My mother was a sweet, yet tortured soul. She was emotionally distraught. And very damaged.
My mother was a heavyset girl as a child. And she let it hold her back. Even though she was not “fat”. I’d say in high school she was perhaps a size.. 16?
So was Marilyn Monroe.
Yet she believed she was the most hideous, ugly thing ever created.
But my mother was an.. Angel.
Her senior picture sits by my desk now even as I type these words. And I cannot believe I came from someone so beautiful. Her skin was like porcelain. Her eyes like clear blue water, and her hair like strands of sunlight. Where my aunt was the darker beauty, with olive skin and dark hair who took after my grandmother... the exotic beauty, my mother, on the other hand, was the fair, innocent, pure beauty. She defiantly took after my blond haired, blue eyed grandfather.
She was calm, sweet, and meek. She liked to avoid confrontations, and often times, let herself be hurt to keep others from being hurt themselves.
She only had one child, me of course. Although she always carried a “horrible secret” that she swore she would explain to me one day, but she never had the chance to. I later found out that she had gotten pregnant very young, and was pressured into having an abortion by the man when had gotten her pregnant. I wish she would have told me so I could tell her that it was okay. That I didn’t look down on her like she was sure I would.
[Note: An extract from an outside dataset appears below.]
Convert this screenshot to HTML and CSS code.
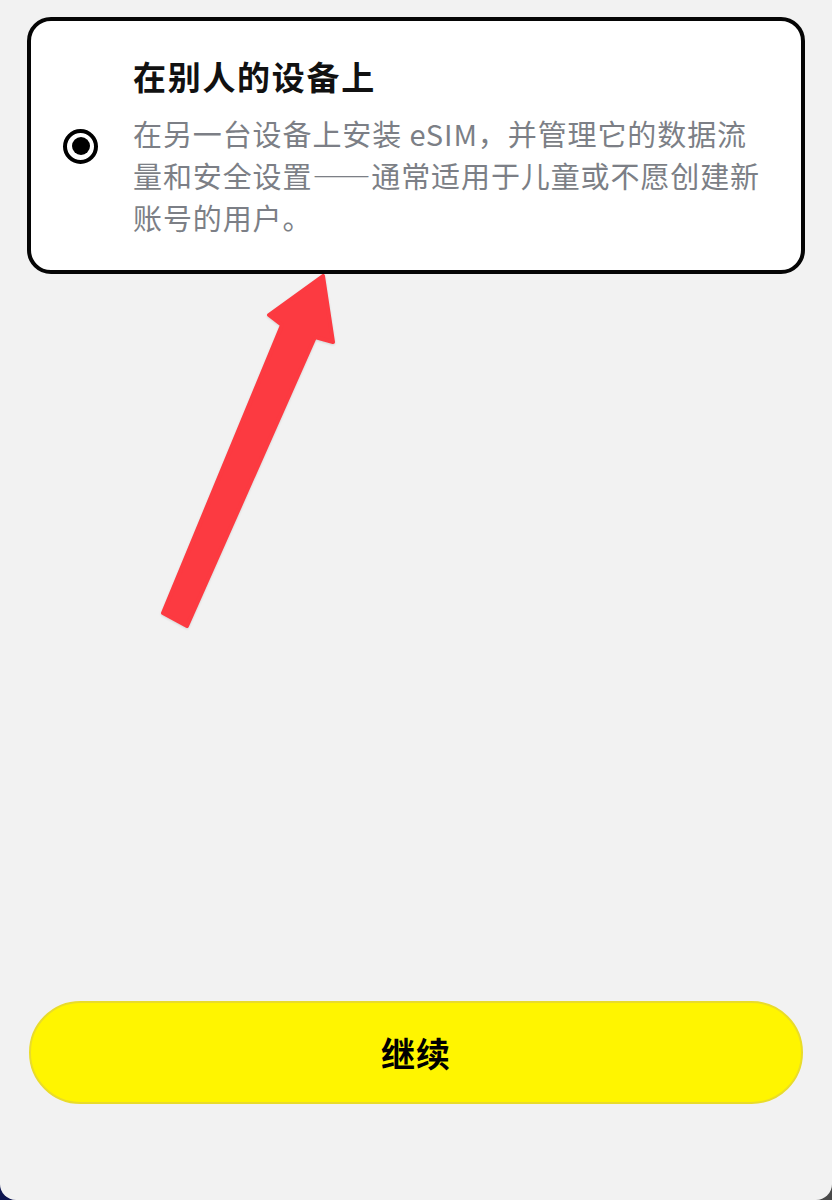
FILE: index.html
```html
<!DOCTYPE html>
<html lang="zh-CN">
<head>
<meta charset="utf-8">
<title>在别人的设备上</title>
<link rel="stylesheet" href="styles.css">
</head>
<body>
<div class="screen">
  <div class="card">
    <div class="radio"><div class="radio-dot"></div></div>
    <div class="card-text">
      <div class="card-title">在别人的设备上</div>
      <div class="card-desc">在另一台设备上安装 eSIM，并管理它的数据流量和安全设置——通常适用于儿童或不愿创建新账号的用户。</div>
    </div>
  </div>
  <svg class="arrow" width="832" height="700" viewBox="0 0 832 700" xmlns="http://www.w3.org/2000/svg">
    <polygon points="323,276 333,342 315,337 187,626 163,613 282,325 269,315" fill="#fc3a41" stroke="#fc3a41" stroke-width="4" stroke-linejoin="round"/>
  </svg>
  <div class="spacer"></div>
  <button class="continue">继续</button>
</div>
</body>
</html>
```

FILE: styles.css
```css
html, body {
  margin: 0;
  padding: 0;
}
body {
  background: linear-gradient(to right, #0d1550 0%, #0d1550 50%, #4a4a4a 50%, #4a4a4a 100%);
  font-family: "Noto Sans CJK SC", "Noto Sans", sans-serif;
}
.screen {
  position: relative;
  box-sizing: border-box;
  height: 1200px;
  background: #f2f2f2;
  border-bottom-left-radius: 16px;
  border-bottom-right-radius: 16px;
  display: flex;
  flex-direction: column;
  padding: 17px 27px 96px 27px;
  overflow: hidden;
}
.card {
  box-sizing: border-box;
  background: #ffffff;
  border: 4px solid #050505;
  border-radius: 24px;
  display: flex;
  align-items: center;
  padding: 31px 28px 30px 32px;
  gap: 35px;
  height: 257px;
}
.radio {
  box-sizing: border-box;
  flex: 0 0 35px;
  width: 35px;
  height: 35px;
  border: 4px solid #000;
  border-radius: 50%;
  display: flex;
  align-items: center;
  justify-content: center;
}
.radio-dot {
  width: 18px;
  height: 18px;
  border-radius: 50%;
  background: #000;
}
.card-text {
  flex: 1;
  display: flex;
  flex-direction: column;
  gap: 14px;
}
.card-title {
  font-size: 33px;
  line-height: 44px;
  font-weight: 700;
  color: #111111;
  letter-spacing: 1.7px;
}
.card-desc {
  font-size: 29px;
  line-height: 42px;
  color: #7c7f86;
  letter-spacing: 0.9px;
}
.arrow {
  position: absolute;
  left: 0;
  top: 0;
  pointer-events: none;
  filter: drop-shadow(0 1px 1px rgba(0,0,0,0.12));
}
.spacer {
  flex: 1;
}
.continue {
  box-sizing: border-box;
  margin: 0 2px;
  height: 103px;
  border: 2px solid #e9dc2a;
  border-radius: 52px;
  background: #fff500;
  font-family: "Noto Sans CJK SC", "Noto Sans", sans-serif;
  font-size: 34px;
  font-weight: 700;
  color: #000;
  letter-spacing: 1px;
  padding: 0;
}
```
Mom married, and subsequently, divorced, my father twice. She always loved him. And was devastated when he died. She never married again.
She died January 4th, 2000. The day after my 16th birthday. She was 48. She would be 53 on December 16th of 2005.
My aunt Rietta is the antagonist of my family. To be honest, most of my family can’t stand her, and I’ve gotten to the point where I can’t either. I admit, she was born very sick. And still is. But that is no excuse for being a complete and total pain in the ass who always wants to cause problems. She is addicted to pain medication. Most of the time when you talk to her, you can’t even understand what it is she’s saying. She is constantly crying about something.
Although she doesn’t claim to currently be a “Christian”, she still holds to those same ideals and stays with her horribly verbally abusive husband, Dennis, because the bible says it’s a sin to get divorced.
She has been married twice I believe. The first husband, Charlie, was a terrible, terrible man. I hated him. He tormented me a kid. He was also a complete extremist, and treated Rietta like complete shit. He left her and decided it was cool to remarry without bothering to get divorced.
That was fun.
I do love my aunt. Although I hate what she has become. She does not live, she simply “exists”. And that is a miserable existence. She is content to be desolate. To stay on SSI for the rest of her life. To stay on pills for the rest of her life.
I cannot respect that. She wallows in her own self pity like a pig in slop.
And not to mention she can completely either annoy the piss out of someone, or make them utterly hate her from the moment she opens her mouth.
THAT takes talent.
So as you see, the effect trickles down.
Every single one of them has at one point had some pretty good issues with substance abuse. Every single one of them feel as if they have to suffer for god. They were all “martyrs” of some sort. They are all weak. And all very, very sad people.
It is the curse of this family. And I have spent the past 10 years of my life trying to do away with that. So far as to say that if I cannot retain a decent, healthy life for myself, and fix my own problems, I will NEVER HAVE CHILDREN. Even as much as my heart years for them. I won’t put another innocent life into the same thing I was tossed into.